In many instances in mathematics, a mathematical concept does not necessarily only have one formula describing it. Through the use of laws and logically-sounding mathematical gymnastics, we can conjure up formulas that define the same concept. We have witnessed such phenomenon in this article with the dot product. We have seen that there is another definition for the dot product. And through it, we were able to figure out an explanation to why perpendicular vectors have a dot product of zero. The new definition we obtained will help us understand more advanced linear algebra concepts.
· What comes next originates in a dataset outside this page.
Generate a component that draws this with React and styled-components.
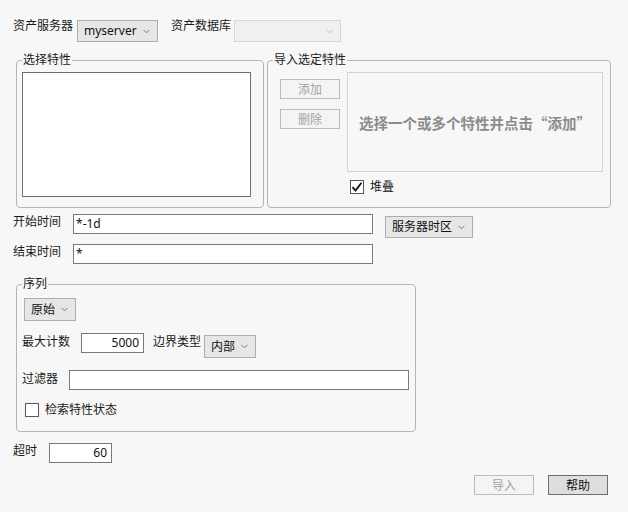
import styled, { createGlobalStyle, css } from "styled-components"

const Global = createGlobalStyle`
    body {
        margin: 0;
        background: #f7f7f7;
    }
`

const Page = styled.div`
    width: 628px;
    height: 512px;
    box-sizing: border-box;
    padding: 18px 0 0 13px;
    background: #f7f7f7;
    font-family: "Noto Sans", "Noto Sans CJK SC", sans-serif;
    font-size: 12px;
    color: #1a1a1a;
    display: flex;
    flex-direction: column;
`

const Row = styled.div`
    display: flex;
    align-items: ${(p) => (p.$stretch ? "stretch" : "flex-start")};
    margin-top: ${(p) => p.$mt || 0}px;
    margin-left: ${(p) => p.$ml || 0}px;
`

const Label = styled.span`
    line-height: 16px;
    white-space: nowrap;
    margin-top: ${(p) => p.$mt || 0}px;
    margin-right: ${(p) => p.$gap || 0}px;
`

const DropBox = styled.div`
    box-sizing: border-box;
    width: ${(p) => p.$w}px;
    height: ${(p) => p.$h || 22}px;
    margin-top: ${(p) => p.$mt || 0}px;
    margin-left: ${(p) => p.$ml || 0}px;
    padding: 0 7px 0 6px;
    display: flex;
    align-items: center;
    justify-content: space-between;
    border: 1px solid #adadad;
    background: #e6e6e6;
    color: #111;
    line-height: 16px;

    ${(p) => p.$disabled && css`
        border-color: #d6d6d6;
        background: #f0f0f0;
    `}
`

const Chevron = ({ color = "#7a7a7a" }) => (
    <svg width="7" height="5" viewBox="0 0 7 5">
        <path d="M0.5 0.8 L3.5 3.8 L6.5 0.8" fill="none" stroke={color} strokeWidth="1" />
    </svg>
)

const Dropdown = ({ text, disabled, ...rest }) => (
    <DropBox $disabled={disabled} {...rest}>
        <span>{text}</span>
        <Chevron color={disabled ? "#c4c4c4" : "#7a7a7a"} />
    </DropBox>
)

const Group = styled.fieldset`
    box-sizing: border-box;
    margin: 0;
    margin-left: ${(p) => p.$ml || 0}px;
    width: ${(p) => p.$w}px;
    border: 1px solid #b6b6b6;
    border-radius: 4px;
    padding: ${(p) => p.$pt || 4}px ${(p) => p.$pr || 5}px ${(p) => p.$pb || 10}px 5px;
    min-width: 0;

    > legend {
        padding: 0 1px;
        line-height: 16px;
        color: #1a1a1a;
    }
`

const ListBox = styled.div`
    box-sizing: border-box;
    width: 229px;
    height: 125px;
    background: #fff;
    border: 1px solid #6f6f6f;
`

const Field = styled.div`
    box-sizing: border-box;
    width: ${(p) => p.$w}px;
    height: 20px;
    background: #fff;
    border: 1px solid #7a7a7a;
    padding: 0 ${(p) => (p.$right ? 4 : 2)}px;
    text-align: ${(p) => (p.$right ? "right" : "left")};
    line-height: 17px;
    color: #111;
`

const SmallButton = styled.div`
    box-sizing: border-box;
    width: 60px;
    height: 20px;
    display: flex;
    align-items: center;
    justify-content: center;
    border: 1px solid #bdbdbd;
    background: #f4f4f4;
    color: #a3a3a3;

    ${(p) => p.$primary && css`
        border-color: #6e6e6e;
        background: #dedede;
        color: #111;
    `}
`

const ButtonColumn = styled.div`
    display: flex;
    flex-direction: column;
    gap: 10px;
    margin: 7px 7px 0 7px;
`

const RightColumn = styled.div`
    display: flex;
    flex-direction: column;
`

const InfoBox = styled.div`
    box-sizing: border-box;
    width: 256px;
    height: 100px;
    border: 1px solid #d3d3d3;
    display: flex;
    align-items: center;
    justify-content: center;
    font-size: 14.5px;
    font-weight: bold;
    color: #8c8c8c;
    font-family: "Noto Sans CJK SC", sans-serif;
    white-space: nowrap;
`

const CheckRow = styled.label`
    display: flex;
    align-items: center;
    gap: 6px;
    margin-top: ${(p) => p.$mt || 0}px;
    margin-left: ${(p) => p.$ml || 0}px;
    line-height: 16px;
`

const Box = styled.span`
    box-sizing: border-box;
    width: 14px;
    height: 14px;
    background: #fff;
    border: 1px solid #555;
    display: flex;
    align-items: center;
    justify-content: center;
`

const Check = ({ checked }) => (
    <Box>
        {checked && (
            <svg width="12" height="12" viewBox="0 0 12 12">
                <path d="M1.5 6.2 L4.5 9.5 L10.5 1.8" fill="none" stroke="#111" strokeWidth="1.8" />
            </svg>
        )}
    </Box>
)

const Footer = styled.div`
    display: flex;
    justify-content: flex-end;
    gap: 14px;
    margin-top: 12px;
    padding-right: 20px;
`

export default function App() {
    return (
        <Page>
            <Global />
            <Row>
                <Label $gap={4}>资产服务器</Label>
                <Dropdown text="myserver" $w={81} $mt={2} />
                <Label $gap={3} style={{ marginLeft: 13 }}>资产数据库</Label>
                <Dropdown text="" disabled $w={107} $mt={2} />
            </Row>

            <Row $mt={10} $ml={3} $stretch>
                <Group $w={248}>
                    <legend>选择特性</legend>
                    <ListBox />
                </Group>
                <Group $w={344} $ml={3} $pt={0} $pr={6}>
                    <legend>导入选定特性</legend>
                    <Row>
                        <ButtonColumn>
                            <SmallButton>添加</SmallButton>
                            <SmallButton>删除</SmallButton>
                        </ButtonColumn>
                        <RightColumn>
                            <InfoBox>选择一个或多个特性并点击“添加”</InfoBox>
                            <CheckRow $mt={7} $ml={3}>
                                <Check checked />
                                <span>堆叠</span>
                            </CheckRow>
                        </RightColumn>
                    </Row>
                </Group>
            </Row>

            <Row $mt={6}>
                <Label $gap={12}>开始时间</Label>
                <Field $w={300}>*-1d</Field>
                <Dropdown text="服务器时区" $w={88} $mt={2} $ml={12} />
            </Row>
            <Row $mt={6}>
                <Label $gap={12}>结束时间</Label>
                <Field $w={300}>*</Field>
            </Row>

            <Row $mt={12} $ml={3}>
                <Group $w={400} $pt={6} $pb={13} $pr={5}>
                    <legend>序列</legend>
                    <Dropdown text="原始" $w={52} $h={23} $ml={2} />
                    <Row $mt={12}>
                        <Label $mt={1} $gap={11}>最大计数</Label>
                        <Field $w={63} $right>5000</Field>
                        <Label $mt={1} $gap={3} style={{ marginLeft: 9 }}>边界类型</Label>
                        <Dropdown text="内部" $w={52} $h={23} $mt={2} />
                    </Row>
                    <Row $mt={12}>
                        <Label $mt={1} $gap={11}>过滤器</Label>
                        <Field $w={340} />
                    </Row>
                    <CheckRow $mt={12} $ml={3}>
                        <Check />
                        <span>检索特性状态</span>
                    </CheckRow>
                </Group>
            </Row>

            <Row $mt={11}>
                <Label $gap={12}>超时</Label>
                <Field $w={63} $right>60</Field>
            </Row>

            <Footer>
                <SmallButton>导入</SmallButton>
                <SmallButton $primary>帮助</SmallButton>
            </Footer>
        </Page>
    )
}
For those of us learning linear algebra, this knowledge is another stepping stone that will lead us to a better understanding of linear algebra. It’s time for us to trek unto other linear algebra topics. And as for those who stumbled upon this just out of curiousity, hey, you learned something new today (I hope), and it’s nice to learn something new.